Exactly the lines from the one with "What React, TypeScript" through the one with "string; right?: string;" should be returned, both ends included and nothing else. Omit any pictures.

Data rows:
[start]
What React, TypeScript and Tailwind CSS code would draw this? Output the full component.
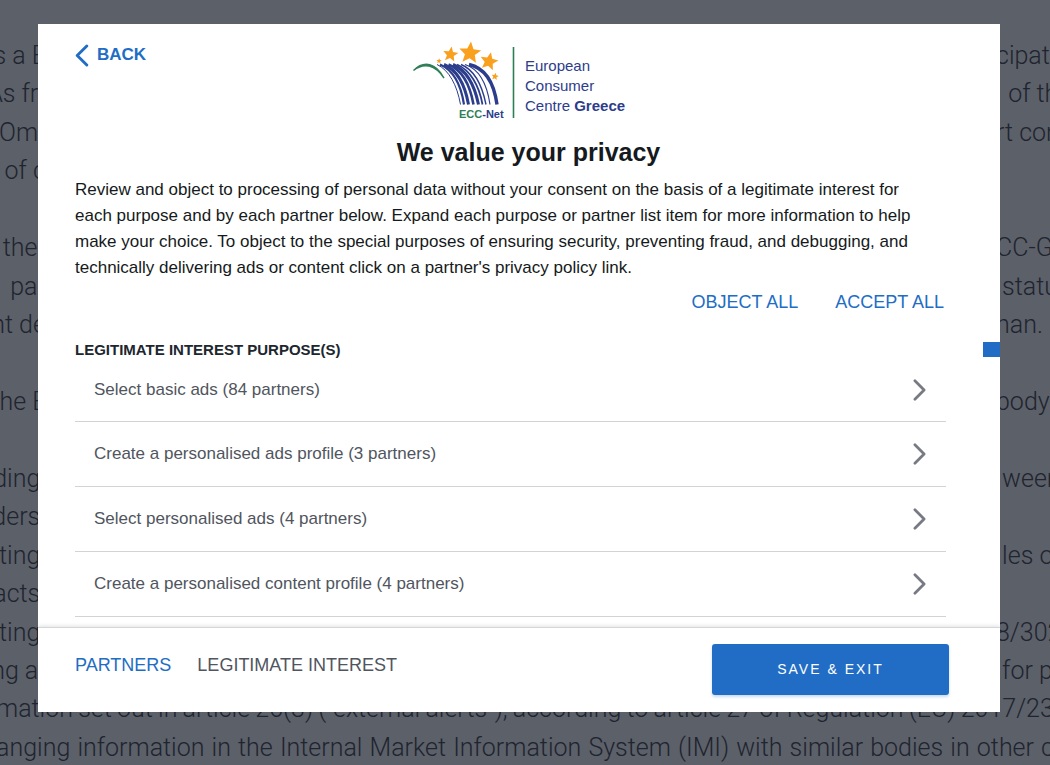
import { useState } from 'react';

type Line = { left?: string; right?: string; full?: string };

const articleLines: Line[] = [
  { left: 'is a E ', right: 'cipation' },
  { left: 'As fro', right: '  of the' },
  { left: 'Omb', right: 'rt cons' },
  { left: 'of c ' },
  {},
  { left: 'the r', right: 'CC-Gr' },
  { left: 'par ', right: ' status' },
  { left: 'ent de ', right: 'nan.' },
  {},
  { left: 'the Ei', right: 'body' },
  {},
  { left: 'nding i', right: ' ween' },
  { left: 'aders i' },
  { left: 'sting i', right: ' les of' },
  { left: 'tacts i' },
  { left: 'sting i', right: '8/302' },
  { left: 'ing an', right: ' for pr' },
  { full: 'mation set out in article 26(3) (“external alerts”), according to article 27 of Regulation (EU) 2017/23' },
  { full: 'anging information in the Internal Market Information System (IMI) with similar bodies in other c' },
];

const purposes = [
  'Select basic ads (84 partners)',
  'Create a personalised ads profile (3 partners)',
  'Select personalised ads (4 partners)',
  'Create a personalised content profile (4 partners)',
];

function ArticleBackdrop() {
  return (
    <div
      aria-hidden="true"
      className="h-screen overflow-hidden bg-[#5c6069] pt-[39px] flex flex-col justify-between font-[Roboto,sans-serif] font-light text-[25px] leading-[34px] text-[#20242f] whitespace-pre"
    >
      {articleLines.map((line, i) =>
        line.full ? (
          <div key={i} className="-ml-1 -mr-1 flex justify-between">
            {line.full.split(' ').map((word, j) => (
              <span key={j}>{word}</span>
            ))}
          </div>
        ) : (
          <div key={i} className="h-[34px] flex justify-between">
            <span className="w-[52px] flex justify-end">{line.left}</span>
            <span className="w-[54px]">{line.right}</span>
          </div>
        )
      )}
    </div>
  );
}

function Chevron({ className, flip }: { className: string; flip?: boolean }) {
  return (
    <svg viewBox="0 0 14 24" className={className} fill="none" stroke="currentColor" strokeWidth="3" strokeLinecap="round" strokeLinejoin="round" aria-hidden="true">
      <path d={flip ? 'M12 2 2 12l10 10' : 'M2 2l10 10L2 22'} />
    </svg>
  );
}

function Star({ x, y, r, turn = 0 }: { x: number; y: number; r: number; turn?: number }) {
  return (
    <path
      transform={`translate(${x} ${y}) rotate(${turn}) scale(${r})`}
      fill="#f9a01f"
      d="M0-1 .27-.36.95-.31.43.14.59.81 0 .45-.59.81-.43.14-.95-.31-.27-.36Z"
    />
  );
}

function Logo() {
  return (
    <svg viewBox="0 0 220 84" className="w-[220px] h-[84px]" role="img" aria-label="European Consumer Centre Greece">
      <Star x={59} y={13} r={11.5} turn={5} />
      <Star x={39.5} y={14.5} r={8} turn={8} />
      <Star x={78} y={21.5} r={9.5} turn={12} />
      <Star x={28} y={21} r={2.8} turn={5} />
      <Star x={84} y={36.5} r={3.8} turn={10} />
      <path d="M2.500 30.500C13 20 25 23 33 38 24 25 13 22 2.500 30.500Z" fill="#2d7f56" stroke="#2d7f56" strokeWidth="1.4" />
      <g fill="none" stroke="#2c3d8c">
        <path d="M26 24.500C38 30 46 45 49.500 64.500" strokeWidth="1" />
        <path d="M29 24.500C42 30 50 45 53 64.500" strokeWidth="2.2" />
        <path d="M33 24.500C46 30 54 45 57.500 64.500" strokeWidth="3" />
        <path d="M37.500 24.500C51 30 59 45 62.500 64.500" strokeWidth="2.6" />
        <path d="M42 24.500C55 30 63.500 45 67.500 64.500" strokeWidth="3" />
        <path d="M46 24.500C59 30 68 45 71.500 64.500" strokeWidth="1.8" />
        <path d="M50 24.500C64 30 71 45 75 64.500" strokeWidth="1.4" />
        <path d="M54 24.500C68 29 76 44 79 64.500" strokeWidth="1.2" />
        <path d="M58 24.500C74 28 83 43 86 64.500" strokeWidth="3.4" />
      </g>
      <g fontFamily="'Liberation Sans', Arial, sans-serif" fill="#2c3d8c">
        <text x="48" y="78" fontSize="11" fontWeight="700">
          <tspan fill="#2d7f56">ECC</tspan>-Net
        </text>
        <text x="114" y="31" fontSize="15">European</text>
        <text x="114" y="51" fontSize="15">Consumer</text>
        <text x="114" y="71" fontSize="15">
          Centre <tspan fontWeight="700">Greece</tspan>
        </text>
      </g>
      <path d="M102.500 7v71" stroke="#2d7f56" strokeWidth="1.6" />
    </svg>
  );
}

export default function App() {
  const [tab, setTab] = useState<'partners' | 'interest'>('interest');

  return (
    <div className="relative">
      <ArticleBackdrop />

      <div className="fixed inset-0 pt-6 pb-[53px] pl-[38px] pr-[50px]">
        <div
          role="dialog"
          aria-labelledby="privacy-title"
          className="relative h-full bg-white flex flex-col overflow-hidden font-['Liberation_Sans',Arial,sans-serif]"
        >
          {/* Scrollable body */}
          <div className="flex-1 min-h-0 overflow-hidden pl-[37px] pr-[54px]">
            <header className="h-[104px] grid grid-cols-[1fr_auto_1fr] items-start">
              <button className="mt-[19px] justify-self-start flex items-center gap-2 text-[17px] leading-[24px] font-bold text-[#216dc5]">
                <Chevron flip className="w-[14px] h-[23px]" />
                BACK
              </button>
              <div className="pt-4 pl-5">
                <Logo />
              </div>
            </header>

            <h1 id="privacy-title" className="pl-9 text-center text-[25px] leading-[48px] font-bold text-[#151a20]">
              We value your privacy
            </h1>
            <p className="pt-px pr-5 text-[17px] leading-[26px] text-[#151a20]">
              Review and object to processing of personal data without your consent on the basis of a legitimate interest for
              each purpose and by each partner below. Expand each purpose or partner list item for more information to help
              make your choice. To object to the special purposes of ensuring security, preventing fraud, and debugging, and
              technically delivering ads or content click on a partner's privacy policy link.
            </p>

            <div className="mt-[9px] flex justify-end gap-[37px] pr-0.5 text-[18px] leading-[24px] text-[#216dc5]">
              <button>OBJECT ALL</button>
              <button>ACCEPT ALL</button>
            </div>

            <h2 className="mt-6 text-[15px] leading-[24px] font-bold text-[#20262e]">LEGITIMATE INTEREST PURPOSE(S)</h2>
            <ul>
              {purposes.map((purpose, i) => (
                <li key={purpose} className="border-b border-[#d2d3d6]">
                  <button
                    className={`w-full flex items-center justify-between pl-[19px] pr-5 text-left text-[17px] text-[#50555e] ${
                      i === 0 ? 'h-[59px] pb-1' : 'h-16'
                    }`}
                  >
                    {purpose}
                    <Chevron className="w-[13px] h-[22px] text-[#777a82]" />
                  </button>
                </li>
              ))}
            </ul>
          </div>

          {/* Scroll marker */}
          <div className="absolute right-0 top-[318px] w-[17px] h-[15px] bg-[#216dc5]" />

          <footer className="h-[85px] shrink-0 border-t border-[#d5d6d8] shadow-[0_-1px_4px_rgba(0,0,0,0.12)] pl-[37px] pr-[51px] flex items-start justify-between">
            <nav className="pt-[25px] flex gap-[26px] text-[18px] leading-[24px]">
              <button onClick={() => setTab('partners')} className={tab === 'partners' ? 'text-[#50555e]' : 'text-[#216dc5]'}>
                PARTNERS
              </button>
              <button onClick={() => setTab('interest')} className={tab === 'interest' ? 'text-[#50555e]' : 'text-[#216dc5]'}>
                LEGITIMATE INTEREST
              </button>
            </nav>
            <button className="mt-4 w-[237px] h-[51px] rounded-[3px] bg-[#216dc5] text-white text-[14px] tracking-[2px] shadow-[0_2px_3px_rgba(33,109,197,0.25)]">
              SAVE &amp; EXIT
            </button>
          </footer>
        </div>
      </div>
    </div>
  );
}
[end]
[start]
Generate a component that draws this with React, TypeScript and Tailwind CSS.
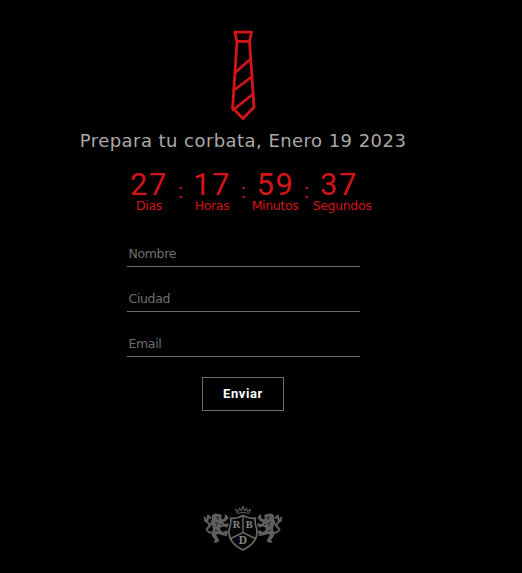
[end]
Answer in full:
What React, TypeScript and Tailwind CSS code would draw this? Output the full component.
import { useState } from 'react';

type Line = { left?: string; right?: string; full?: string };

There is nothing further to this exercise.